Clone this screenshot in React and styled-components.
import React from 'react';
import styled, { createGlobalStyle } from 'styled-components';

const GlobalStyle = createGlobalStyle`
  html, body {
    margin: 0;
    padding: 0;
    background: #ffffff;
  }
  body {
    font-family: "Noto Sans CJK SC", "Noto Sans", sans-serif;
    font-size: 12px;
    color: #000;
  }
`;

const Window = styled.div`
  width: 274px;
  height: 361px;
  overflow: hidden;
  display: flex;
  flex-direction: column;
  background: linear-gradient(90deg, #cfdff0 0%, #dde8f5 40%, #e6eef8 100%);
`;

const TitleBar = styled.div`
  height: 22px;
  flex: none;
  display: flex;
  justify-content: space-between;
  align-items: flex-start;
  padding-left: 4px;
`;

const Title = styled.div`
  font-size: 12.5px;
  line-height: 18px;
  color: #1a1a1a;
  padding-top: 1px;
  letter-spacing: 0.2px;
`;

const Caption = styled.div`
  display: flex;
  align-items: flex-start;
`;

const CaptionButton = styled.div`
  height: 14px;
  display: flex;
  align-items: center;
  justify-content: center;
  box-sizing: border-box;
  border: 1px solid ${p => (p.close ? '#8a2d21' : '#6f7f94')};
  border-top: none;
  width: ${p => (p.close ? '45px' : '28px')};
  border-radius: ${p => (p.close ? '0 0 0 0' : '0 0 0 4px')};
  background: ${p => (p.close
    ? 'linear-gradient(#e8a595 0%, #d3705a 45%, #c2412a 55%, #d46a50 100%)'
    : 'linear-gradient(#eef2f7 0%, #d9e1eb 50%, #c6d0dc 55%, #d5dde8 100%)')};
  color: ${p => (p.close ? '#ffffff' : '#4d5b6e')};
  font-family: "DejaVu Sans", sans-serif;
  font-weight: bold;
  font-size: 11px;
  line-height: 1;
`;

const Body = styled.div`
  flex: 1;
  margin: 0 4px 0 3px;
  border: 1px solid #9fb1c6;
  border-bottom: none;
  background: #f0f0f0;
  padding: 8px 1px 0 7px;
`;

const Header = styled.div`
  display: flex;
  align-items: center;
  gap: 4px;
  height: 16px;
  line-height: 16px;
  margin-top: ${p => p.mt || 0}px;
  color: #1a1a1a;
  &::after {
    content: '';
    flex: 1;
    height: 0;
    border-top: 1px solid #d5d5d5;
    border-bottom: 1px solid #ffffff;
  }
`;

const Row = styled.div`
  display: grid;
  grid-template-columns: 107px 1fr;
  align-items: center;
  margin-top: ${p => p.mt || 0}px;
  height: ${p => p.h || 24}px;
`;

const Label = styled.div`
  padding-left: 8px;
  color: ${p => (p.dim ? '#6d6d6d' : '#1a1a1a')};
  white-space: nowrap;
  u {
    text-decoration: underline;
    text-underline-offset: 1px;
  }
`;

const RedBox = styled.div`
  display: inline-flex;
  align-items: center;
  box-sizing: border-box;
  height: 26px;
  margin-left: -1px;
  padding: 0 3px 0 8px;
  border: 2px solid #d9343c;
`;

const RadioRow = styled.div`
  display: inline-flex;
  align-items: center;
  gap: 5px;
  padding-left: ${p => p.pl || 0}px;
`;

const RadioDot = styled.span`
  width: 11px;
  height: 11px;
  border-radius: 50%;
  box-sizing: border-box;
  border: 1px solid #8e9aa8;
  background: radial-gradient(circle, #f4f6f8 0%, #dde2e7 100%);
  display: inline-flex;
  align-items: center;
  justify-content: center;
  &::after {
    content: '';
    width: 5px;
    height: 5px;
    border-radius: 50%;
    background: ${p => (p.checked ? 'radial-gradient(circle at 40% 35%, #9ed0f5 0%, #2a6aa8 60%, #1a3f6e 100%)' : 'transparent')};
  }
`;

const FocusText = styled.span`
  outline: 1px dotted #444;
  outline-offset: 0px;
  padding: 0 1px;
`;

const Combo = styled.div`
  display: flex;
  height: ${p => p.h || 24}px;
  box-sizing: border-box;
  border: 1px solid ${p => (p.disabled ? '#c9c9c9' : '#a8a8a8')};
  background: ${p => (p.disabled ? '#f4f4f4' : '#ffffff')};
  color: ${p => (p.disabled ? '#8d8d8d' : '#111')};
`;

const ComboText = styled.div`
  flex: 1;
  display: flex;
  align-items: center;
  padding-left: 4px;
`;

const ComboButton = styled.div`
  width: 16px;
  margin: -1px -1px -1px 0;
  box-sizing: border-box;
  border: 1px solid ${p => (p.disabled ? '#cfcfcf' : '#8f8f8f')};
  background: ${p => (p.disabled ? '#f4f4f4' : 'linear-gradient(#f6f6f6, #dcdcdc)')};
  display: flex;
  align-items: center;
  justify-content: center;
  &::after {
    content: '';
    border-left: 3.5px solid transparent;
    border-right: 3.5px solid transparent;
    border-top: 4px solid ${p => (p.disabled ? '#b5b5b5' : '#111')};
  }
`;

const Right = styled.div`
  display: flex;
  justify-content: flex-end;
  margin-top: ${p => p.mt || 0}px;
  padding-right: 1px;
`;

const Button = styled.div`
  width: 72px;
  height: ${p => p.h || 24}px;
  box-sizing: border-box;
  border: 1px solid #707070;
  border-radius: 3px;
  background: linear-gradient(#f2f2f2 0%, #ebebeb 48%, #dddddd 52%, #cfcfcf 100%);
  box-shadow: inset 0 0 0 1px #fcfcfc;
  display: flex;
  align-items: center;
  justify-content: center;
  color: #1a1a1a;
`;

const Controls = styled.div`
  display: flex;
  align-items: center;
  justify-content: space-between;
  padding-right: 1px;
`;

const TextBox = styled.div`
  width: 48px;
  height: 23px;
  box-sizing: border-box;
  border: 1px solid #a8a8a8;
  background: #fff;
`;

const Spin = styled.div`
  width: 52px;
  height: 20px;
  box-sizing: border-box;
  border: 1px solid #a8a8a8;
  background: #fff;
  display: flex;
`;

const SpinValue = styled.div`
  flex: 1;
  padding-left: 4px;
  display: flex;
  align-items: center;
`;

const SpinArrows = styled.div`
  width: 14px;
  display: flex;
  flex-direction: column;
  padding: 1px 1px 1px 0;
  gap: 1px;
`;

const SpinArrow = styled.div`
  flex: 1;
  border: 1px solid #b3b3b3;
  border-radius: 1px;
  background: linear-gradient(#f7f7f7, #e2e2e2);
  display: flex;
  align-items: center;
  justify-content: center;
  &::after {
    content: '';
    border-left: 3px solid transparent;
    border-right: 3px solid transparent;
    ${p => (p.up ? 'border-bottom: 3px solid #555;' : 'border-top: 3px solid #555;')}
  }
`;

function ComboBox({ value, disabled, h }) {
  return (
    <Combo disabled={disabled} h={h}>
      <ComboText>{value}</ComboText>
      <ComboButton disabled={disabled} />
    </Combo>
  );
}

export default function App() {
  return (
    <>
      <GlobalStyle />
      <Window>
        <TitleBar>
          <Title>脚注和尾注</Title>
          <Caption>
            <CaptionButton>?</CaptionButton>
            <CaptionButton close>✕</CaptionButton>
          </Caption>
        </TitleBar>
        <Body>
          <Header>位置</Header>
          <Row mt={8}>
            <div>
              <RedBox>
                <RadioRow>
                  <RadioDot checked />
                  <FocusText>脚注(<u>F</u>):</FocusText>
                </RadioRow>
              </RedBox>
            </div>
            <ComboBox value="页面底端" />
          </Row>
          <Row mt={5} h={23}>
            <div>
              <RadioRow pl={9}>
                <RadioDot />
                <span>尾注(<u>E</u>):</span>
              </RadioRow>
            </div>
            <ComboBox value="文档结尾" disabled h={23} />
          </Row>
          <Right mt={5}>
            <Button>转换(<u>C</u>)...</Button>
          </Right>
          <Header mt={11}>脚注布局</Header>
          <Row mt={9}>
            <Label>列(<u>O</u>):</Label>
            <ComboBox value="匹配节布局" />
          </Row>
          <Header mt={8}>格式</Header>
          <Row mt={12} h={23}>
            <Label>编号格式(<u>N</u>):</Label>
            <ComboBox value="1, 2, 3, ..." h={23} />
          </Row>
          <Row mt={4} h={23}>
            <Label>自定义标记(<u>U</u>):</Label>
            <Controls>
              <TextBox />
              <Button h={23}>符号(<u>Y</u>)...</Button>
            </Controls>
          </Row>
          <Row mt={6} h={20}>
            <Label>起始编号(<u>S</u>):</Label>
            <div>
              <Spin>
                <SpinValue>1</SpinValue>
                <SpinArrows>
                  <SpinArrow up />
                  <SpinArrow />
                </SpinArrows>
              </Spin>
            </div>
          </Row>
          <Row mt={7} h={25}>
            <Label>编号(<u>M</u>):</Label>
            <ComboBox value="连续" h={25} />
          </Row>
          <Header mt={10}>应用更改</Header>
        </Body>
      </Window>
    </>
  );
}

## [Written instruction]
Pull out each line of the listing that holds the string "components".

## [Response to the exercise]
Clone this screenshot in React and styled-components.
import styled, { createGlobalStyle } from 'styled-components';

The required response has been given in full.